:: Work instructions ::
Skip any picture you find and retype all the remaining lines exactly.

:: Dataset extract

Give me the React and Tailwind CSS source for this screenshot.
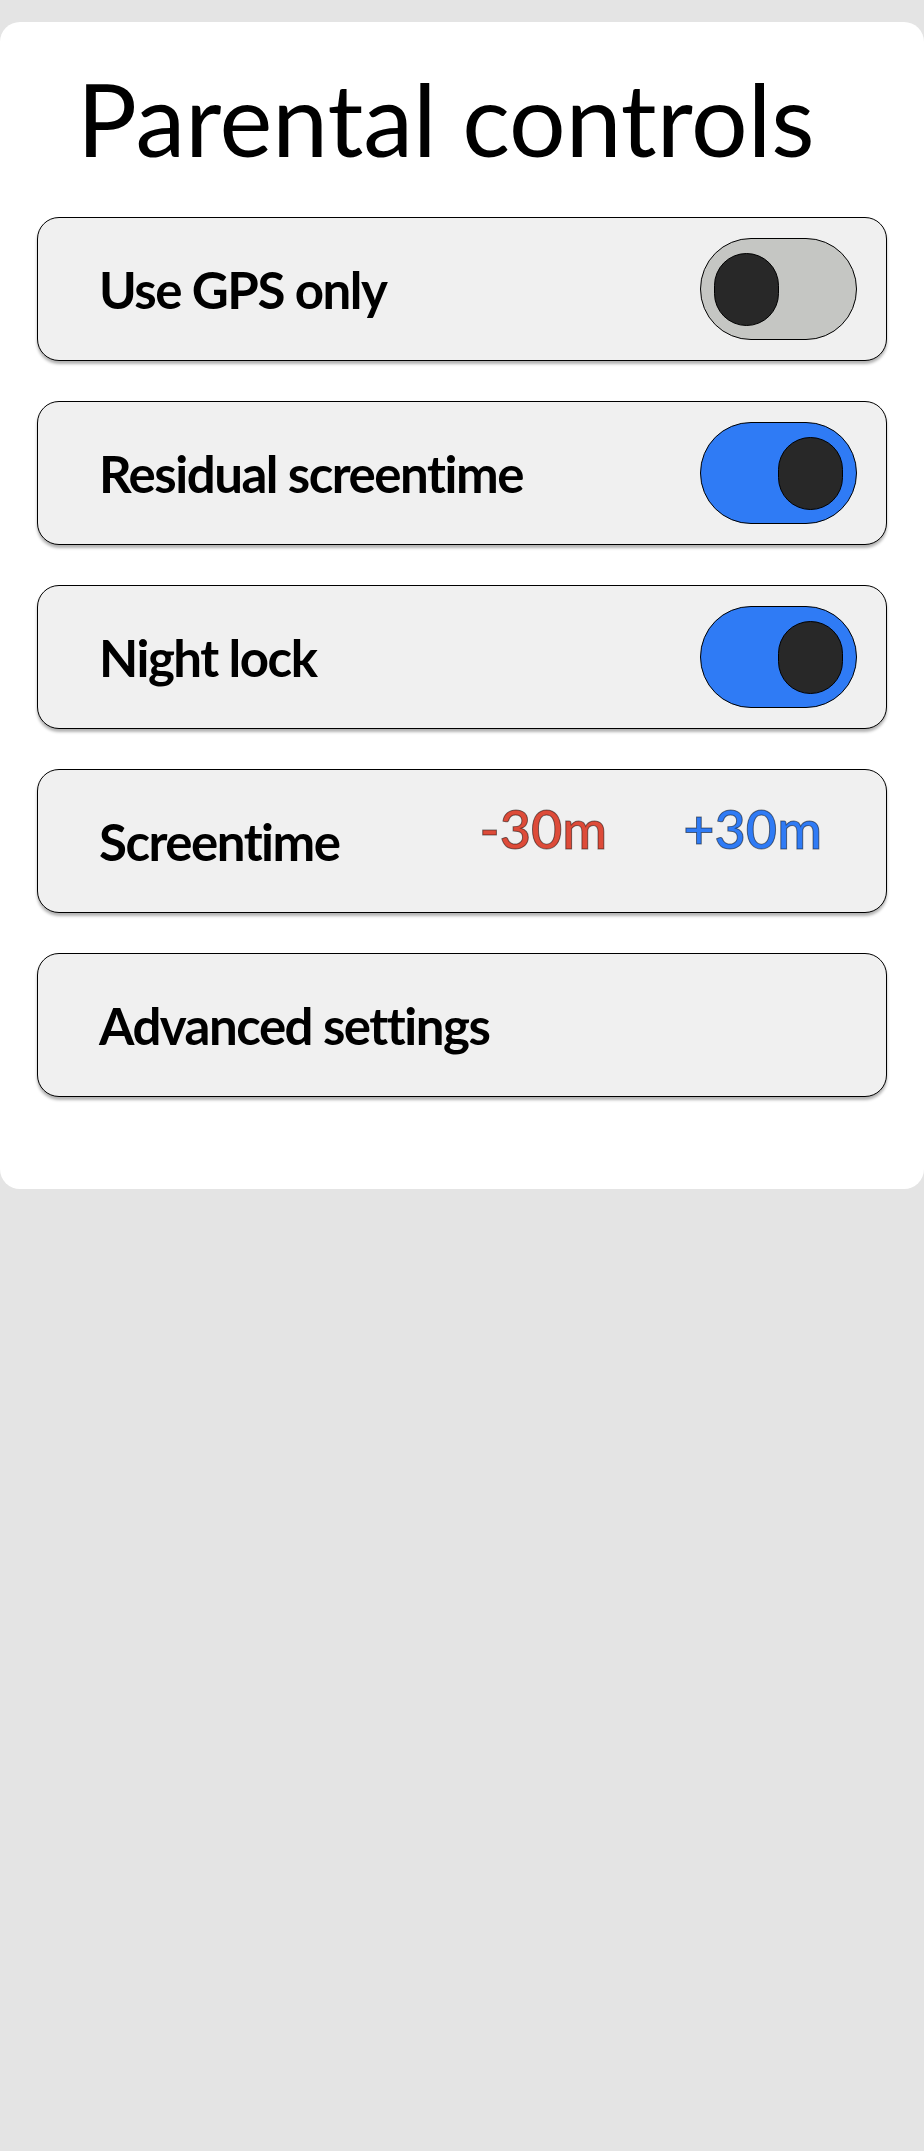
import React, { useState } from 'react';

// --- Small pieces ---

const Toggle = ({ on, onChange }) => (
  <button
    onClick={onChange}
    className={`flex h-[102px] w-[157px] shrink-0 items-center rounded-full border border-black px-[13px] ${
      on ? 'justify-end bg-[#2f7bf5]' : 'justify-start bg-[#c5c6c3]'
    }`}
  >
    <span className="block h-[73px] w-[65px] rounded-full border border-black bg-[#282828]" />
  </button>
);

const Row = ({ children }) => (
  <div className="flex h-[144px] items-center rounded-[22px] border border-black bg-[#f0f0f0] pl-[61px] pr-[29px] shadow-[0_3px_3px_rgba(0,0,0,0.3)]">
    {children}
  </div>
);

const Label = ({ children }) => (
  <span className="flex-1 text-[51px] leading-none font-bold tracking-[-1.5px] text-black">{children}</span>
);

// --- Main ---

export default function App() {
  const [gpsOnly, setGpsOnly] = useState(false);
  const [residual, setResidual] = useState(true);
  const [nightLock, setNightLock] = useState(true);

  return (
    <div className="min-h-screen bg-[#e4e4e4] pt-[22px] font-['Lato','Open_Sans',sans-serif]">
      <div className="rounded-[20px] bg-white px-[37px] pt-[46px] pb-[92px]">
        <h1 className="ml-[40px] text-[100px] leading-none font-normal tracking-normal text-black">Parental controls</h1>

        <div className="mt-[49px] flex flex-col gap-[40px]">
          <Row>
            <Label>Use GPS only</Label>
            <Toggle on={gpsOnly} onChange={() => setGpsOnly(!gpsOnly)} />
          </Row>
          <Row>
            <Label>Residual screentime</Label>
            <Toggle on={residual} onChange={() => setResidual(!residual)} />
          </Row>
          <Row>
            <Label>Night lock</Label>
            <Toggle on={nightLock} onChange={() => setNightLock(!nightLock)} />
          </Row>
          <Row>
            <Label>Screentime</Label>
            <div className="mr-[35px] flex gap-[76px] pb-6 text-[54px] leading-none font-semibold [-webkit-text-stroke:1px_rgba(0,0,0,0.5)]">
              <span className="cursor-pointer text-[#dd4b39]">-30m</span>
              <span className="cursor-pointer text-[#2f7bf5]">+30m</span>
            </div>
          </Row>
          <Row>
            <Label>Advanced settings</Label>
          </Row>
        </div>
      </div>
    </div>
  );
}
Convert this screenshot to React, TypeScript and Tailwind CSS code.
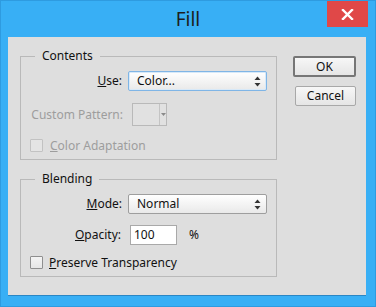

::::

:: Expected answer ::
Give me the React and Tailwind CSS source for this screenshot.
import React, { useState } from 'react';

// --- Small pieces ---

const Toggle = ({ on, onChange }) => (
  <button
    onClick={onChange}
    className={`flex h-[102px] w-[157px] shrink-0 items-center rounded-full border border-black px-[13px] ${
      on ? 'justify-end bg-[#2f7bf5]' : 'justify-start bg-[#c5c6c3]'
    }`}
  >
    <span className="block h-[73px] w-[65px] rounded-full border border-black bg-[#282828]" />
  </button>
);

const Row = ({ children }) => (
  <div className="flex h-[144px] items-center rounded-[22px] border border-black bg-[#f0f0f0] pl-[61px] pr-[29px] shadow-[0_3px_3px_rgba(0,0,0,0.3)]">
    {children}
  </div>
);

const Label = ({ children }) => (
  <span className="flex-1 text-[51px] leading-none font-bold tracking-[-1.5px] text-black">{children}</span>
);

// --- Main ---

export default function App() {
  const [gpsOnly, setGpsOnly] = useState(false);
  const [residual, setResidual] = useState(true);
  const [nightLock, setNightLock] = useState(true);

  return (
    <div className="min-h-screen bg-[#e4e4e4] pt-[22px] font-['Lato','Open_Sans',sans-serif]">
      <div className="rounded-[20px] bg-white px-[37px] pt-[46px] pb-[92px]">
        <h1 className="ml-[40px] text-[100px] leading-none font-normal tracking-normal text-black">Parental controls</h1>

        <div className="mt-[49px] flex flex-col gap-[40px]">
          <Row>
            <Label>Use GPS only</Label>
            <Toggle on={gpsOnly} onChange={() => setGpsOnly(!gpsOnly)} />
          </Row>
          <Row>
            <Label>Residual screentime</Label>
            <Toggle on={residual} onChange={() => setResidual(!residual)} />
          </Row>
          <Row>
            <Label>Night lock</Label>
            <Toggle on={nightLock} onChange={() => setNightLock(!nightLock)} />
          </Row>
          <Row>
            <Label>Screentime</Label>
            <div className="mr-[35px] flex gap-[76px] pb-6 text-[54px] leading-none font-semibold [-webkit-text-stroke:1px_rgba(0,0,0,0.5)]">
              <span className="cursor-pointer text-[#dd4b39]">-30m</span>
              <span className="cursor-pointer text-[#2f7bf5]">+30m</span>
            </div>
          </Row>
          <Row>
            <Label>Advanced settings</Label>
          </Row>
        </div>
      </div>
    </div>
  );
}
Convert this screenshot to React, TypeScript and Tailwind CSS code.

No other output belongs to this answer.